Car comment faire confiance à quelqu'un qui ne ressent rien en ce compris éventuellement le danger?

Quand j'ai interpellé ce monsieur sur ses sensations corporelles, colère et frustration ont violemment pris place, dans la seconde le cheval était à ses côtés débloquant du même coup la situation. Reconnaître son émotion rassure... cette réassurance est personnelle d'abord et reconnue par l'environnement. Par manque d'écoute émotionnelle nous sommes incapables de pouvoir faire évoluer une relation.

Quand nous abordons le thème du leadership le profil du leader tout puissant apparaît souvent comme étant le modèle à suivre ou à poursuivre. Qu'est-ce qu'un leader d'ailleurs? La personne en position toute puissante qui dégomme qui bon lui semble pour atteindre ses objectifs? La personne qui va booster son équipe en mettant l'un et l'autre en concurrence pour obtenir du résultat? La personne qui va rencontrer les compétences de chacun pour accompagner une équipe vers un accomplissement?

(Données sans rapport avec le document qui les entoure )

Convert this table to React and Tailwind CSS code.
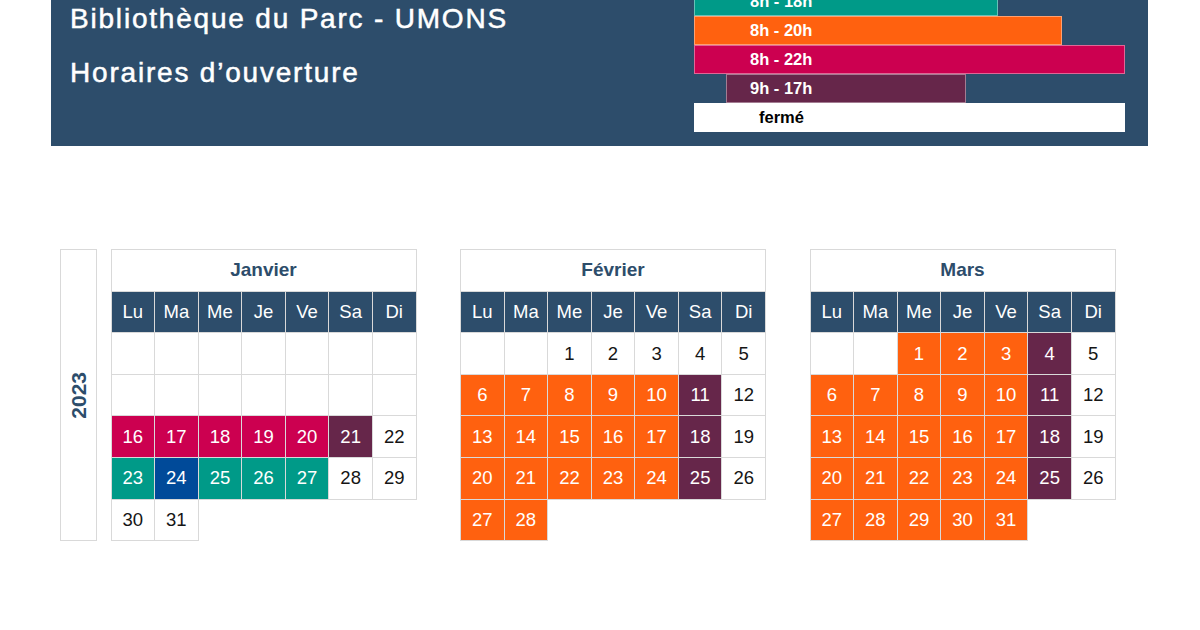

Pour ne pas s'empêtrer dans l'émotionnel c'est sûr qu'un licenciement de type SMS permettra en toute impunité de remplacer un pion par un autre sans qu'il y ait une réelle prise de conscience du souci d'origine de savoir où le grain de sable a grippé dans l'engrenage...

 ... je remercie cette personne d'être venue à ce séminaire de leadership car cela demande du courage, cela demande de l'humilité, cela demande d'accepter sa vulnérabilité. Cette vulnérabilité qui émerge de l'engagement actif dans une relation responsable, une relation dans laquelle chacun apprend à se répondre. Cette vulnérabilité qui est l'essence même de notre humanité.